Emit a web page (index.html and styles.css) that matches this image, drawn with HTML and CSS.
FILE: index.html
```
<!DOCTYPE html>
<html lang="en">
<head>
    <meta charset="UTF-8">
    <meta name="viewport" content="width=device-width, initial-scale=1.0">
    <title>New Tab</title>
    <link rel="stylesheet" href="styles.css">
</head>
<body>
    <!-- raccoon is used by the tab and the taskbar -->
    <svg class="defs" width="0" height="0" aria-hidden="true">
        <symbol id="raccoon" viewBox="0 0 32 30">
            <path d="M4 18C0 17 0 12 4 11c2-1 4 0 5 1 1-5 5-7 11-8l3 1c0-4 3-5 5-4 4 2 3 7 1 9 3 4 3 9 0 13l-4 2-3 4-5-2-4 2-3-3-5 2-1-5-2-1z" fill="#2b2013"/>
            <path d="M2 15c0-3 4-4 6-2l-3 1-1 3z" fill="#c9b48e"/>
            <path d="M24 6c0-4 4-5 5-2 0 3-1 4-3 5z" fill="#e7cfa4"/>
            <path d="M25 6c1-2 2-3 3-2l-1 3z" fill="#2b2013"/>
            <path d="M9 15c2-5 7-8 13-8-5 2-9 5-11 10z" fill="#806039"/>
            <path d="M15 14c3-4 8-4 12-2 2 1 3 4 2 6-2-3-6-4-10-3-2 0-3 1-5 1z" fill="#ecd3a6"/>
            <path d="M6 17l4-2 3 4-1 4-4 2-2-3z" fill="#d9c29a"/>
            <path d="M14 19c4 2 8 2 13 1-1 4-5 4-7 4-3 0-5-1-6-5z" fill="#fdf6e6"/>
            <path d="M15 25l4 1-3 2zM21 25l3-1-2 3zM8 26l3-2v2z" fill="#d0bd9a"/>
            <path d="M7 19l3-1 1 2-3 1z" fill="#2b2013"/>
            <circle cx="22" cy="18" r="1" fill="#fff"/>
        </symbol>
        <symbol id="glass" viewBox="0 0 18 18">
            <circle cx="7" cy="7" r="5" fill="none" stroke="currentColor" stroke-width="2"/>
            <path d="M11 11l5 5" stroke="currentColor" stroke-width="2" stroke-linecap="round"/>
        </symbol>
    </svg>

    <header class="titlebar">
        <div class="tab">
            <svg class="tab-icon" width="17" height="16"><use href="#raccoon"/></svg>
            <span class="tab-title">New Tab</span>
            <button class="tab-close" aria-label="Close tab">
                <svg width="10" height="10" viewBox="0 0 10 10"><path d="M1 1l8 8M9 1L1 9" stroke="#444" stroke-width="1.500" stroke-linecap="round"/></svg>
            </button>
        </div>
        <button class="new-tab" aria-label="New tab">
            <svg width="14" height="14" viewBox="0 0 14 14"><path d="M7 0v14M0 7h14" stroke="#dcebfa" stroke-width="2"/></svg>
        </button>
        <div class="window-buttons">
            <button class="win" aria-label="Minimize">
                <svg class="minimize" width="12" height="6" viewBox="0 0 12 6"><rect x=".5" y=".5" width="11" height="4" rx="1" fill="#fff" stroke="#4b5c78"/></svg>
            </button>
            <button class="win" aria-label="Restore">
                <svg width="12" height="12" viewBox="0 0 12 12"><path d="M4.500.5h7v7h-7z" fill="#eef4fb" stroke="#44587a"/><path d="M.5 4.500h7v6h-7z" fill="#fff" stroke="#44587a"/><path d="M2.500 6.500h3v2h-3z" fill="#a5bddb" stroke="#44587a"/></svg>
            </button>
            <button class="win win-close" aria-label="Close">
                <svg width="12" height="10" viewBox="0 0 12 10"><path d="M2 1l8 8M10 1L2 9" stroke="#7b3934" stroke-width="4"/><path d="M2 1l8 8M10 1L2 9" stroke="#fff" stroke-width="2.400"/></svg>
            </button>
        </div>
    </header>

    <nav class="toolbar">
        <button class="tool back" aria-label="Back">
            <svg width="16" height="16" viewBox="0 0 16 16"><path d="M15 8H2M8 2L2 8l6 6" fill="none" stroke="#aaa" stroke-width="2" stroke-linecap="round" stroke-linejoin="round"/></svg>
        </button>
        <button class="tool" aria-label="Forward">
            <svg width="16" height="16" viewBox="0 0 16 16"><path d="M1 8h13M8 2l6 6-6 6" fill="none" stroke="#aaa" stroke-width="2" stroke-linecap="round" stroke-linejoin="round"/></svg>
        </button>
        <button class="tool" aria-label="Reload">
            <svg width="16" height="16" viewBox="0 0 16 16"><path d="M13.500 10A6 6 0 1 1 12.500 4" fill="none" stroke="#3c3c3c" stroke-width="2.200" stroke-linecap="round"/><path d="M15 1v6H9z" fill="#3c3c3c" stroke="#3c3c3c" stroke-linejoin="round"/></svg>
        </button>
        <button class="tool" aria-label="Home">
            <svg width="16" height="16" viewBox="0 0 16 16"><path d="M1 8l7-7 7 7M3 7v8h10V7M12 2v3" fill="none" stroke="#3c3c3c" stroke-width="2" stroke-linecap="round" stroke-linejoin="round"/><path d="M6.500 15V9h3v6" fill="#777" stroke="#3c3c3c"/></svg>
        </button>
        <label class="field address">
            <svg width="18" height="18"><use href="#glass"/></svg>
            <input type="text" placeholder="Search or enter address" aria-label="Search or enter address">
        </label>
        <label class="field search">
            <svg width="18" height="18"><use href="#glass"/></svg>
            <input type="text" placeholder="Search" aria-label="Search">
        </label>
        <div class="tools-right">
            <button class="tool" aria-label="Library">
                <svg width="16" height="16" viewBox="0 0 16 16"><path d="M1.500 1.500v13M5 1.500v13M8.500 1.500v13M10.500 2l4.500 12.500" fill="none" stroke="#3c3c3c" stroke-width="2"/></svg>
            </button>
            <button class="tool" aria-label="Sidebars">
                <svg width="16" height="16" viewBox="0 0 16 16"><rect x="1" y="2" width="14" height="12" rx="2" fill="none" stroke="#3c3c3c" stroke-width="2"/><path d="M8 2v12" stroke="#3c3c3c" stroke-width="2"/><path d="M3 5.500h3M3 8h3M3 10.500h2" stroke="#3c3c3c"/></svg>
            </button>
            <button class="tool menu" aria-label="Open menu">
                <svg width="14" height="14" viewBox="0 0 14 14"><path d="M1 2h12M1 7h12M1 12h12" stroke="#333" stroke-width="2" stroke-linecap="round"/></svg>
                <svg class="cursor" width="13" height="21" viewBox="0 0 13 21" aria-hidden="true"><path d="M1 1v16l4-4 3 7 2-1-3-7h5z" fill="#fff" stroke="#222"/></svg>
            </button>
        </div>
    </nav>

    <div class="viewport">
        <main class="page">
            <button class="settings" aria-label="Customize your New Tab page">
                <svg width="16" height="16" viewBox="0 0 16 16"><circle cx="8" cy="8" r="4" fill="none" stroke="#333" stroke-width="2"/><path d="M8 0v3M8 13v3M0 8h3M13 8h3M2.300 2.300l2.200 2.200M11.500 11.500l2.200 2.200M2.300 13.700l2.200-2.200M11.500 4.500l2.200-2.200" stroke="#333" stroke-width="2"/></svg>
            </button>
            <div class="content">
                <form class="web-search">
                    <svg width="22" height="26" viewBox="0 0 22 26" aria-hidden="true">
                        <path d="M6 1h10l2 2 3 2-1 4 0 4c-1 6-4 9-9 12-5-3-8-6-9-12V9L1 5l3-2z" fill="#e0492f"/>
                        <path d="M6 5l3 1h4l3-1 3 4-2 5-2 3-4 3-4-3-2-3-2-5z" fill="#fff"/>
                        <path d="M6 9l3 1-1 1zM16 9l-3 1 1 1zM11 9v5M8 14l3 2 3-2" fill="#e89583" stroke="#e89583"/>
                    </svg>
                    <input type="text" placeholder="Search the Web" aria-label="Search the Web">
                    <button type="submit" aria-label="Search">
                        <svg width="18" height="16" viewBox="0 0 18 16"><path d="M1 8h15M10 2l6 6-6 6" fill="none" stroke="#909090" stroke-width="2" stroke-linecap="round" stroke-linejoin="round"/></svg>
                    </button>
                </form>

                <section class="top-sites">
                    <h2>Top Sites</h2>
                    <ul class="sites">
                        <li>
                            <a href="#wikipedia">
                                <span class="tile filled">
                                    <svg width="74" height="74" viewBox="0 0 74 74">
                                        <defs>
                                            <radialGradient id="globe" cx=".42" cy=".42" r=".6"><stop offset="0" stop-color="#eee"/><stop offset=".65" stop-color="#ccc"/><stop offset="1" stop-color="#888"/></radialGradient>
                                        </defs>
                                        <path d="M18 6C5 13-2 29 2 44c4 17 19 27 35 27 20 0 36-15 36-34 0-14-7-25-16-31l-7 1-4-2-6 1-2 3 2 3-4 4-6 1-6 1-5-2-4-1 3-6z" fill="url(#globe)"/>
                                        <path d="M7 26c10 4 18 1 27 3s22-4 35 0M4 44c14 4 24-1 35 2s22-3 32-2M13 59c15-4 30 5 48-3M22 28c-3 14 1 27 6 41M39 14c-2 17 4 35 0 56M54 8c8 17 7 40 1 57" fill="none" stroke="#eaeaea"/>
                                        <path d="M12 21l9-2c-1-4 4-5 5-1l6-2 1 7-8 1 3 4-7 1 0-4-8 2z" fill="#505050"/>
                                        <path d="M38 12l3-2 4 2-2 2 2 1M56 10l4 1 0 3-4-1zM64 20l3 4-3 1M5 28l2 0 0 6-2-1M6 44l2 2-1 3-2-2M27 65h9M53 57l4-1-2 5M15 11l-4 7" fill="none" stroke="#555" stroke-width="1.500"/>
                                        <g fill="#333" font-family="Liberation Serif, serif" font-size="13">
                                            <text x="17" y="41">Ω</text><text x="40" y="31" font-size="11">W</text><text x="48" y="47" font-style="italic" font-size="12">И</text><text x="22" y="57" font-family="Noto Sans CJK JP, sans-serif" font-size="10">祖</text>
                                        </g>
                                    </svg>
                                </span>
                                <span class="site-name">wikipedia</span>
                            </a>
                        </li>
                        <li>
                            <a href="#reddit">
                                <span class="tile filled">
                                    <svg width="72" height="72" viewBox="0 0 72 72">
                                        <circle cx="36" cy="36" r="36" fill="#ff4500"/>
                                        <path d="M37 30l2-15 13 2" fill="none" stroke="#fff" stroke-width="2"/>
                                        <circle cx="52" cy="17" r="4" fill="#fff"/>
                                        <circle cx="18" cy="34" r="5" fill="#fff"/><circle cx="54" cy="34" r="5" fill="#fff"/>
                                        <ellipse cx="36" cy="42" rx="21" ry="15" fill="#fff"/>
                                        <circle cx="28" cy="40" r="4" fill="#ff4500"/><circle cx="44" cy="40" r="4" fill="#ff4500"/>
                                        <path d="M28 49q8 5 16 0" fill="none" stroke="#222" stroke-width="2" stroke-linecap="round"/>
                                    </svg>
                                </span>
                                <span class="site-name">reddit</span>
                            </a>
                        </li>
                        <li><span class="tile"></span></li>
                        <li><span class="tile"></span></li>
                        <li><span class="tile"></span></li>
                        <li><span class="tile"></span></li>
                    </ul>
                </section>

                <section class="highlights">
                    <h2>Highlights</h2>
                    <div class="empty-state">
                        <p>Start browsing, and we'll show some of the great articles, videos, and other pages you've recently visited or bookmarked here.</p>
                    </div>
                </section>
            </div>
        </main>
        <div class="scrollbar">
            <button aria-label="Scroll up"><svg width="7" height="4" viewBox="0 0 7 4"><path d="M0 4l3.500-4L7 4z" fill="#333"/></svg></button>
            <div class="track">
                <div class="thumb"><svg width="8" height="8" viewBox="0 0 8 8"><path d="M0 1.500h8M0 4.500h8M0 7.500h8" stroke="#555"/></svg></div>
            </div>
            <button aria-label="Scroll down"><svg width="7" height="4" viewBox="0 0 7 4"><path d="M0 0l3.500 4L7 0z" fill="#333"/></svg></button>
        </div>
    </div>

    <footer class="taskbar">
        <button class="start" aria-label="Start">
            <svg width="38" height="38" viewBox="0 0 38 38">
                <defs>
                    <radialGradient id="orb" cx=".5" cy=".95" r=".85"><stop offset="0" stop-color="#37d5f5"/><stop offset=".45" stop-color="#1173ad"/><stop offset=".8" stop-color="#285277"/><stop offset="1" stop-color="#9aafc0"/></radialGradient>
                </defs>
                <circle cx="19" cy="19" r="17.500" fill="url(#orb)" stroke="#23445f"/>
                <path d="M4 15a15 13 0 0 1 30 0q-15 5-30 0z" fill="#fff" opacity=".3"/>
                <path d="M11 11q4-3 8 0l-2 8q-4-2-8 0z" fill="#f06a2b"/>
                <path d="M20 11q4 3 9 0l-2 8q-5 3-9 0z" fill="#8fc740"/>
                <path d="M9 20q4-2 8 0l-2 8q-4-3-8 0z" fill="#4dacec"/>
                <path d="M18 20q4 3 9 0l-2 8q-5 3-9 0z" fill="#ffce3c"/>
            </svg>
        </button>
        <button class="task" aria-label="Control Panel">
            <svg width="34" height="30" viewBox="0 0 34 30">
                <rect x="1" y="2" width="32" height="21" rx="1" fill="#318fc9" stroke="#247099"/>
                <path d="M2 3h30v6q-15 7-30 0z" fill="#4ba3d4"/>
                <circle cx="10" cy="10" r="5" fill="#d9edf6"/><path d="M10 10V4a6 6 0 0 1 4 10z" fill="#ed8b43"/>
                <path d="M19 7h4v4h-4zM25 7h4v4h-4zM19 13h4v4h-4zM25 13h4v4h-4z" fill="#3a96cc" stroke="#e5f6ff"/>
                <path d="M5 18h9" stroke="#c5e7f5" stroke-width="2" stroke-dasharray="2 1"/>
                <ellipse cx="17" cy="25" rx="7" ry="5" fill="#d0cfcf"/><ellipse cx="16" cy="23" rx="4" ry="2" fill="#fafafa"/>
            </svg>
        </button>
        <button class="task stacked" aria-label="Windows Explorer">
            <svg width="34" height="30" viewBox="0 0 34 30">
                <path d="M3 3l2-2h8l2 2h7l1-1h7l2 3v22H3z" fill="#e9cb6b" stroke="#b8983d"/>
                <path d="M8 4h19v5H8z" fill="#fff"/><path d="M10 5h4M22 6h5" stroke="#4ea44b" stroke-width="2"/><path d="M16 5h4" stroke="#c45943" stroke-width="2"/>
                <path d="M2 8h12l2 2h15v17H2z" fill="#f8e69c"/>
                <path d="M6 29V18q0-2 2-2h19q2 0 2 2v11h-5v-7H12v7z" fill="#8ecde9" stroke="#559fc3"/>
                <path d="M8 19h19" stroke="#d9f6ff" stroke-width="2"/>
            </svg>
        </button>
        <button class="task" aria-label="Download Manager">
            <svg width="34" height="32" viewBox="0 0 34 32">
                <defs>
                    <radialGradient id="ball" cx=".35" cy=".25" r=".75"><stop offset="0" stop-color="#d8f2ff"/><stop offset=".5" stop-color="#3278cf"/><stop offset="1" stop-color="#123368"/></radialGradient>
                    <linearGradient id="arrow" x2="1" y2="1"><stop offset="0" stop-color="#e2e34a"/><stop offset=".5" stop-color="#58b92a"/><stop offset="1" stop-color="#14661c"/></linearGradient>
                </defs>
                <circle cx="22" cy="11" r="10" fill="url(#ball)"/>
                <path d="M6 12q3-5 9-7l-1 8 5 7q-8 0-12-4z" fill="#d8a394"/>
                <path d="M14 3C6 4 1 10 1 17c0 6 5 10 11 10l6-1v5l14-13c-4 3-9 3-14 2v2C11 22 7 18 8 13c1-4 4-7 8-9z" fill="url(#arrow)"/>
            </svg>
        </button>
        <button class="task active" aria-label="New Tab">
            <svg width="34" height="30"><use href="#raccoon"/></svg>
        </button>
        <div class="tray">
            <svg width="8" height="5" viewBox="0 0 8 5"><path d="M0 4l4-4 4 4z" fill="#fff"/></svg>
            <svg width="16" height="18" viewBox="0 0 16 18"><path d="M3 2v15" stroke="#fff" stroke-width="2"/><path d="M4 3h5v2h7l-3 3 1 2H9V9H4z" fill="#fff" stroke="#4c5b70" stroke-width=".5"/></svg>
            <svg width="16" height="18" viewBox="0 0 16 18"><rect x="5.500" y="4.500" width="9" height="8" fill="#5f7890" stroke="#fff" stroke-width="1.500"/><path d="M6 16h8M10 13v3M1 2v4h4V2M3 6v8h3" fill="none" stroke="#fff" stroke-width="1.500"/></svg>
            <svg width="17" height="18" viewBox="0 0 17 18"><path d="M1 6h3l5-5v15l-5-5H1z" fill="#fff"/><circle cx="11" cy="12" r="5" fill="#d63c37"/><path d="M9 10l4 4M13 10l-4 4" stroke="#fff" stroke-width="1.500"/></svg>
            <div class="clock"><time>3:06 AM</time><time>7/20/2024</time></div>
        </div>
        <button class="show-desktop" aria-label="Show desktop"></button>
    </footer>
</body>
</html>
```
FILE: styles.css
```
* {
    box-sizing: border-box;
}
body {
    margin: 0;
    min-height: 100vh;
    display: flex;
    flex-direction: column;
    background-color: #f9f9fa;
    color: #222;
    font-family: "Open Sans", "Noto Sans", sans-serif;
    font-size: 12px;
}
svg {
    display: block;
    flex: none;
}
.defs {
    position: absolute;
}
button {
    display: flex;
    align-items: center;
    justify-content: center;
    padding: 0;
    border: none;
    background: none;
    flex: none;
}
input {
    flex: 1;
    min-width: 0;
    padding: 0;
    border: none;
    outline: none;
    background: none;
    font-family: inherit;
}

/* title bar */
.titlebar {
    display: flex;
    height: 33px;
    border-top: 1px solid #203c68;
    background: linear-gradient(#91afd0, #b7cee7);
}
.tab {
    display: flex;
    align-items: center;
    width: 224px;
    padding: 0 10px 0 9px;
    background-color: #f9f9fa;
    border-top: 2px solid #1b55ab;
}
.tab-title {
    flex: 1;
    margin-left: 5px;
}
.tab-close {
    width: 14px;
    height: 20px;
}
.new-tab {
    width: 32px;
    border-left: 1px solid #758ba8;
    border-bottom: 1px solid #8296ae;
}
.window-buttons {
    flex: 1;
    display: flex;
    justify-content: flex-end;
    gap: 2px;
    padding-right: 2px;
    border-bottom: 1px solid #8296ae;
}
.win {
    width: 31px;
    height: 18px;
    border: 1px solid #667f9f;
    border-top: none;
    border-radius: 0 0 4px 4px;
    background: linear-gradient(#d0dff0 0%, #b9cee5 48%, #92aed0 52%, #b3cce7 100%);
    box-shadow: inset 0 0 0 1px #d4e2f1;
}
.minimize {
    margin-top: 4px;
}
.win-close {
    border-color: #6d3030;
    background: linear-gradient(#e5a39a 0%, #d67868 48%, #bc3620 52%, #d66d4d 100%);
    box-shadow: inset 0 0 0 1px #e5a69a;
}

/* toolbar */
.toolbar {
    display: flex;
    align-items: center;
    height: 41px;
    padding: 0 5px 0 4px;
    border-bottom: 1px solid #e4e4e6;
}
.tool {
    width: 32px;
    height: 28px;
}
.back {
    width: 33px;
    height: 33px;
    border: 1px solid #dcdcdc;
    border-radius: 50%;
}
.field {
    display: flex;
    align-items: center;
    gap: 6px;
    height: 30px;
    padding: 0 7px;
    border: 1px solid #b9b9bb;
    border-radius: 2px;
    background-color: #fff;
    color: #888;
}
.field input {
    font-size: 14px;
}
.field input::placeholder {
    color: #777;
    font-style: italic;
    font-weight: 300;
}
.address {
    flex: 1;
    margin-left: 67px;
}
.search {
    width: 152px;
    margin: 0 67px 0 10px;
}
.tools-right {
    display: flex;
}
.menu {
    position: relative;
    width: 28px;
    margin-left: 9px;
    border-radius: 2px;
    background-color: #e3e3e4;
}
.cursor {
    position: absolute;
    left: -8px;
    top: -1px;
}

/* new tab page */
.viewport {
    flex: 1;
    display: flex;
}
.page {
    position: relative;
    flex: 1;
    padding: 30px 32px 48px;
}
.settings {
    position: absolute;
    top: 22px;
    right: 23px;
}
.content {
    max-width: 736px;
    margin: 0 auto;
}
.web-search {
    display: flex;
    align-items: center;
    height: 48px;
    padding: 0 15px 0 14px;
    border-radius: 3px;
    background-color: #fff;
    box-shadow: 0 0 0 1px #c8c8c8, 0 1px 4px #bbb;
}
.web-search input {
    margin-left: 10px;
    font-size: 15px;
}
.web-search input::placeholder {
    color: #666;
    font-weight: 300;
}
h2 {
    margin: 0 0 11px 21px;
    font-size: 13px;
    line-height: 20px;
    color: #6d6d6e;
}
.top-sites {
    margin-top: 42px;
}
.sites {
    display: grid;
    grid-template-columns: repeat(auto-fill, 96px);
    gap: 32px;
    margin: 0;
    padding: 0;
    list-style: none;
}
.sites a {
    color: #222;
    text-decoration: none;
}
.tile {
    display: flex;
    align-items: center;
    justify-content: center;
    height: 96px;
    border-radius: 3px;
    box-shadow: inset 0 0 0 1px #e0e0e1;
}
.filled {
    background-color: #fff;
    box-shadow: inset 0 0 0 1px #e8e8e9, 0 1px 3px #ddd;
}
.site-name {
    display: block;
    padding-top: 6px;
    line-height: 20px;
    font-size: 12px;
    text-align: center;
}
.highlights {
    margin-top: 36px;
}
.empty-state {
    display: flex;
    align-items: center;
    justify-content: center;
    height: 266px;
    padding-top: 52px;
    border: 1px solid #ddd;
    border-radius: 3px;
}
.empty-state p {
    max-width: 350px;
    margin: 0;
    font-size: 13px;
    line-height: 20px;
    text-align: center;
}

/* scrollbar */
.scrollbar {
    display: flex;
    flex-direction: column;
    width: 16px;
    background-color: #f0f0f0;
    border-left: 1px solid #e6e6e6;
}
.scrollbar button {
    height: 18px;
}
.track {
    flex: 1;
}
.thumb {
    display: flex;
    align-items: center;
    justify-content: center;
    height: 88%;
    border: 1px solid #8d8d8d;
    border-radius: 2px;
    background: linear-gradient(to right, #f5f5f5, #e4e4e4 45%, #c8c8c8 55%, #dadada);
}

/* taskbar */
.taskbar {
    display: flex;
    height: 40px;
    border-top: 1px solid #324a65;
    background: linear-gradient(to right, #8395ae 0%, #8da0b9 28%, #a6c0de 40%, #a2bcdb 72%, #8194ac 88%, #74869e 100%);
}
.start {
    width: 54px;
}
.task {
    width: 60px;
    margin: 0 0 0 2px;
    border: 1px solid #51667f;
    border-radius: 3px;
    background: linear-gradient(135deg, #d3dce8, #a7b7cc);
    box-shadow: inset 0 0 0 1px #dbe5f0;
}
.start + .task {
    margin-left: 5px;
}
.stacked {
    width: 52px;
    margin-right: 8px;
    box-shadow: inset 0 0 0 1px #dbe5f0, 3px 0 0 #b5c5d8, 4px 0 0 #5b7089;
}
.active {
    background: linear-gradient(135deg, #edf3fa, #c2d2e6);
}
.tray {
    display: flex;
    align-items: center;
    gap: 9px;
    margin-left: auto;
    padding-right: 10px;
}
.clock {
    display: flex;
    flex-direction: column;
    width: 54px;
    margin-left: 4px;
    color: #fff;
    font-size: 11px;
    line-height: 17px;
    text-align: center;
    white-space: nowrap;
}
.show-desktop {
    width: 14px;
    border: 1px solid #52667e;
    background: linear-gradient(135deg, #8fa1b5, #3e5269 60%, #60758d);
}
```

------

■ Written problem
In the material above, find the lines that contain "index" and show them.

■ Answer to the task
Emit a web page (index.html and styles.css) that matches this image, drawn with HTML and CSS.
FILE: index.html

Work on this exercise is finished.